Raw data
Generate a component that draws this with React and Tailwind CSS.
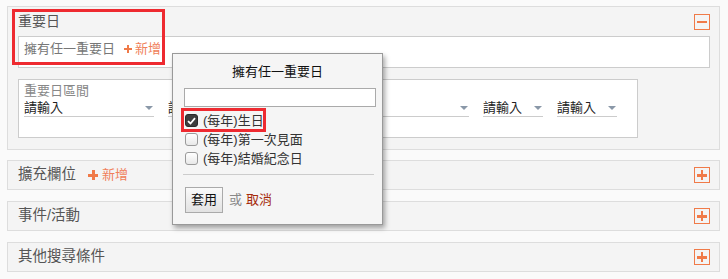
import { useState } from 'react';

function OrangeToggle({ open }) {
  return (
    <button className="w-[16px] h-[16px] border-[1.5px] border-[#f07a48] flex items-center justify-center bg-transparent">
      <span className="relative block w-[10px] h-[10px]">
        <span className="absolute left-0 top-[4px] w-[10px] h-[2.5px] bg-[#f07a48]"></span>
        {!open && <span className="absolute top-0 left-[3.75px] w-[2.5px] h-[10px] bg-[#f07a48]"></span>}
      </span>
    </button>
  );
}

function PlusGlyph({ size = 'sm' }) {
  const big = size === 'lg';
  return (
    <span className={`relative inline-block ${big ? 'w-[10px] h-[10px]' : 'w-[8px] h-[8px]'}`}>
      <span className={`absolute left-0 w-full bg-[#f07a48] ${big ? 'top-[3.5px] h-[3px]' : 'top-[3px] h-[2px]'}`}></span>
      <span className={`absolute top-0 h-full bg-[#f07a48] ${big ? 'left-[3.5px] w-[3px]' : 'left-[3px] w-[2px]'}`}></span>
    </span>
  );
}

function Select({ w }) {
  return (
    <div className={`${w} h-[17px] border-b border-[#cccccc] flex items-center justify-between text-[13px] leading-[16px] text-[#222]`}>
      <span>請輸入</span>
      <span className="w-0 h-0 border-l-[4px] border-r-[4px] border-t-[4px] border-l-transparent border-r-transparent border-t-[#8a98a8] mr-[1px]"></span>
    </div>
  );
}

function Collapsed({ title, add }) {
  return (
    <div className="h-[30px] border border-[#dddddd] bg-[#f4f4f4] flex items-center justify-between pl-[10px] pr-[9px]">
      <div className="flex items-center text-[14.5px] text-[#555]">
        <span>{title}</span>
        {add && (
          <span className="ml-[12px] flex items-center text-[#f07f5a] text-[13px]">
            <PlusGlyph size="lg" />
            <span className="ml-[4px]">新增</span>
          </span>
        )}
      </div>
      <OrangeToggle open={false} />
    </div>
  );
}

function Checkbox({ checked }) {
  if (checked) {
    return (
      <span className="w-[13px] h-[13px] rounded-[3px] bg-[#3d3d3d] border border-[#2a2a2a] flex items-center justify-center">
        <svg width="9" height="8" viewBox="0 0 9 8">
          <path d="M1 4.2 L3.5 6.5 L8 1.2" fill="none" stroke="#fff" strokeWidth="1.8" />
        </svg>
      </span>
    );
  }
  return <span className="w-[13px] h-[13px] rounded-[3px] border border-[#9a9a9a] bg-gradient-to-b from-[#ffffff] to-[#e8e8e8]"></span>;
}

export default function App() {
  const [items] = useState([
    { label: '生日', checked: true },
    { label: '第一次見面', checked: false },
    { label: '結婚紀念日', checked: false },
  ]);

  return (
    <div className="relative w-[728px] h-[279px] overflow-hidden bg-[#fafafa] pt-[6px] pl-[7px] pr-[8px] font-['Liberation_Sans','Noto_Sans_CJK_TC',sans-serif]">
      {/* 重要日 panel */}
      <div className="h-[144px] border border-[#dddddd] bg-[#f4f4f4] pl-[10px] pr-[9px]">
        <div className="h-[29px] flex items-center justify-between">
          <span className="text-[14px] text-[#555]">重要日</span>
          <OrangeToggle open={true} />
        </div>
        <div className="h-[32px] border border-[#cccccc] bg-white pl-[5px] pt-[3px] flex items-start text-[13px] leading-[18px]">
          <span className="text-[#777]">擁有任一重要日</span>
          <span className="ml-[9px] flex items-center text-[#f07f5a]">
            <PlusGlyph />
            <span className="ml-[3px]">新增</span>
          </span>
        </div>
        <div className="mt-[11px] w-[620px] h-[59px] border border-[#cccccc] bg-white pl-[5px] pt-[2px]">
          <div className="text-[13px] leading-[18px] text-[#888]">重要日區間</div>
          <div className="flex items-end gap-[14px]">
            <Select w="w-[130px]" />
            <Select w="w-[130px]" />
            <div className="ml-[27px]">
              <Select w="w-[130px]" />
            </div>
            <Select w="w-[60px]" />
            <Select w="w-[60px]" />
          </div>
        </div>
      </div>

      <div className="mt-[10px] flex flex-col gap-[11px]">
        <Collapsed title="擴充欄位" add />
        <Collapsed title="事件/活動" />
        <Collapsed title="其他搜尋條件" />
      </div>

      {/* highlight around 重要日 */}
      <div className="absolute left-[12px] top-[9px] w-[153px] h-[56px] border-[3px] border-[#ee2a30] pointer-events-none"></div>

      {/* popup */}
      <div className="absolute left-[172px] top-[53px] w-[211px] h-[172px] border border-[#999] bg-[#f5f5f5] shadow-[2px_3px_5px_rgba(0,0,0,0.35)] text-[13px] text-[#222]">
        <div className="pt-[9px] leading-[18px] text-center text-[#111]">擁有任一重要日</div>
        <div className="mt-[7px] ml-[11px] w-[192px] h-[19px] border border-[#aaa] bg-white"></div>
        <div className="mt-[4px] ml-[12px] flex flex-col">
          {items.map((it) => (
            <div key={it.label} className="relative h-[19px] flex items-center">
              <Checkbox checked={it.checked} />
              <span className="ml-[5px] leading-[18px] text-[#333]">(每年){it.label}</span>
              {it.checked && (
                <span className="absolute left-[-4px] top-[-3px] w-[85px] h-[24px] border-[3px] border-[#ee2a30]"></span>
              )}
            </div>
          ))}
        </div>
        <div className="mt-[6px] ml-[10px] w-[191px] h-px bg-[#cccccc]"></div>
        <div className="mt-[12px] ml-[12px] flex items-center">
          <button className="w-[38px] h-[26px] border border-[#aaa] bg-gradient-to-b from-[#fafafa] to-[#e2e2e2] text-[13px] text-[#111]">套用</button>
          <span className="ml-[6px] text-[#888]">或</span>
          <span className="ml-[4px] text-[#a52a0a]">取消</span>
        </div>
      </div>
    </div>
  );
}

Exercise instructions
Write out again every line above exactly as given; the pictures do not belong in the copy.

Task result
Generate a component that draws this with React and Tailwind CSS.
import { useState } from 'react';

function OrangeToggle({ open }) {
  return (
    <button className="w-[16px] h-[16px] border-[1.5px] border-[#f07a48] flex items-center justify-center bg-transparent">
      <span className="relative block w-[10px] h-[10px]">
        <span className="absolute left-0 top-[4px] w-[10px] h-[2.5px] bg-[#f07a48]"></span>
        {!open && <span className="absolute top-0 left-[3.75px] w-[2.5px] h-[10px] bg-[#f07a48]"></span>}
      </span>
    </button>
  );
}

function PlusGlyph({ size = 'sm' }) {
  const big = size === 'lg';
  return (
    <span className={`relative inline-block ${big ? 'w-[10px] h-[10px]' : 'w-[8px] h-[8px]'}`}>
      <span className={`absolute left-0 w-full bg-[#f07a48] ${big ? 'top-[3.5px] h-[3px]' : 'top-[3px] h-[2px]'}`}></span>
      <span className={`absolute top-0 h-full bg-[#f07a48] ${big ? 'left-[3.5px] w-[3px]' : 'left-[3px] w-[2px]'}`}></span>
    </span>
  );
}

function Select({ w }) {
  return (
    <div className={`${w} h-[17px] border-b border-[#cccccc] flex items-center justify-between text-[13px] leading-[16px] text-[#222]`}>
      <span>請輸入</span>
      <span className="w-0 h-0 border-l-[4px] border-r-[4px] border-t-[4px] border-l-transparent border-r-transparent border-t-[#8a98a8] mr-[1px]"></span>
    </div>
  );
}

function Collapsed({ title, add }) {
  return (
    <div className="h-[30px] border border-[#dddddd] bg-[#f4f4f4] flex items-center justify-between pl-[10px] pr-[9px]">
      <div className="flex items-center text-[14.5px] text-[#555]">
        <span>{title}</span>
        {add && (
          <span className="ml-[12px] flex items-center text-[#f07f5a] text-[13px]">
            <PlusGlyph size="lg" />
            <span className="ml-[4px]">新增</span>
          </span>
        )}
      </div>
      <OrangeToggle open={false} />
    </div>
  );
}

function Checkbox({ checked }) {
  if (checked) {
    return (
      <span className="w-[13px] h-[13px] rounded-[3px] bg-[#3d3d3d] border border-[#2a2a2a] flex items-center justify-center">
        <svg width="9" height="8" viewBox="0 0 9 8">
          <path d="M1 4.2 L3.5 6.5 L8 1.2" fill="none" stroke="#fff" strokeWidth="1.8" />
        </svg>
      </span>
    );
  }
  return <span className="w-[13px] h-[13px] rounded-[3px] border border-[#9a9a9a] bg-gradient-to-b from-[#ffffff] to-[#e8e8e8]"></span>;
}

export default function App() {
  const [items] = useState([
    { label: '生日', checked: true },
    { label: '第一次見面', checked: false },
    { label: '結婚紀念日', checked: false },
  ]);

  return (
    <div className="relative w-[728px] h-[279px] overflow-hidden bg-[#fafafa] pt-[6px] pl-[7px] pr-[8px] font-['Liberation_Sans','Noto_Sans_CJK_TC',sans-serif]">
      {/* 重要日 panel */}
      <div className="h-[144px] border border-[#dddddd] bg-[#f4f4f4] pl-[10px] pr-[9px]">
        <div className="h-[29px] flex items-center justify-between">
          <span className="text-[14px] text-[#555]">重要日</span>
          <OrangeToggle open={true} />
        </div>
        <div className="h-[32px] border border-[#cccccc] bg-white pl-[5px] pt-[3px] flex items-start text-[13px] leading-[18px]">
          <span className="text-[#777]">擁有任一重要日</span>
          <span className="ml-[9px] flex items-center text-[#f07f5a]">
            <PlusGlyph />
            <span className="ml-[3px]">新增</span>
          </span>
        </div>
        <div className="mt-[11px] w-[620px] h-[59px] border border-[#cccccc] bg-white pl-[5px] pt-[2px]">
          <div className="text-[13px] leading-[18px] text-[#888]">重要日區間</div>
          <div className="flex items-end gap-[14px]">
            <Select w="w-[130px]" />
            <Select w="w-[130px]" />
            <div className="ml-[27px]">
              <Select w="w-[130px]" />
            </div>
            <Select w="w-[60px]" />
            <Select w="w-[60px]" />
          </div>
        </div>
      </div>

      <div className="mt-[10px] flex flex-col gap-[11px]">
        <Collapsed title="擴充欄位" add />
        <Collapsed title="事件/活動" />
        <Collapsed title="其他搜尋條件" />
      </div>

      {/* highlight around 重要日 */}
      <div className="absolute left-[12px] top-[9px] w-[153px] h-[56px] border-[3px] border-[#ee2a30] pointer-events-none"></div>

      {/* popup */}
      <div className="absolute left-[172px] top-[53px] w-[211px] h-[172px] border border-[#999] bg-[#f5f5f5] shadow-[2px_3px_5px_rgba(0,0,0,0.35)] text-[13px] text-[#222]">
        <div className="pt-[9px] leading-[18px] text-center text-[#111]">擁有任一重要日</div>
        <div className="mt-[7px] ml-[11px] w-[192px] h-[19px] border border-[#aaa] bg-white"></div>
        <div className="mt-[4px] ml-[12px] flex flex-col">
          {items.map((it) => (
            <div key={it.label} className="relative h-[19px] flex items-center">
              <Checkbox checked={it.checked} />
              <span className="ml-[5px] leading-[18px] text-[#333]">(每年){it.label}</span>
              {it.checked && (
                <span className="absolute left-[-4px] top-[-3px] w-[85px] h-[24px] border-[3px] border-[#ee2a30]"></span>
              )}
            </div>
          ))}
        </div>
        <div className="mt-[6px] ml-[10px] w-[191px] h-px bg-[#cccccc]"></div>
        <div className="mt-[12px] ml-[12px] flex items-center">
          <button className="w-[38px] h-[26px] border border-[#aaa] bg-gradient-to-b from-[#fafafa] to-[#e2e2e2] text-[13px] text-[#111]">套用</button>
          <span className="ml-[6px] text-[#888]">或</span>
          <span className="ml-[4px] text-[#a52a0a]">取消</span>
        </div>
      </div>
    </div>
  );
}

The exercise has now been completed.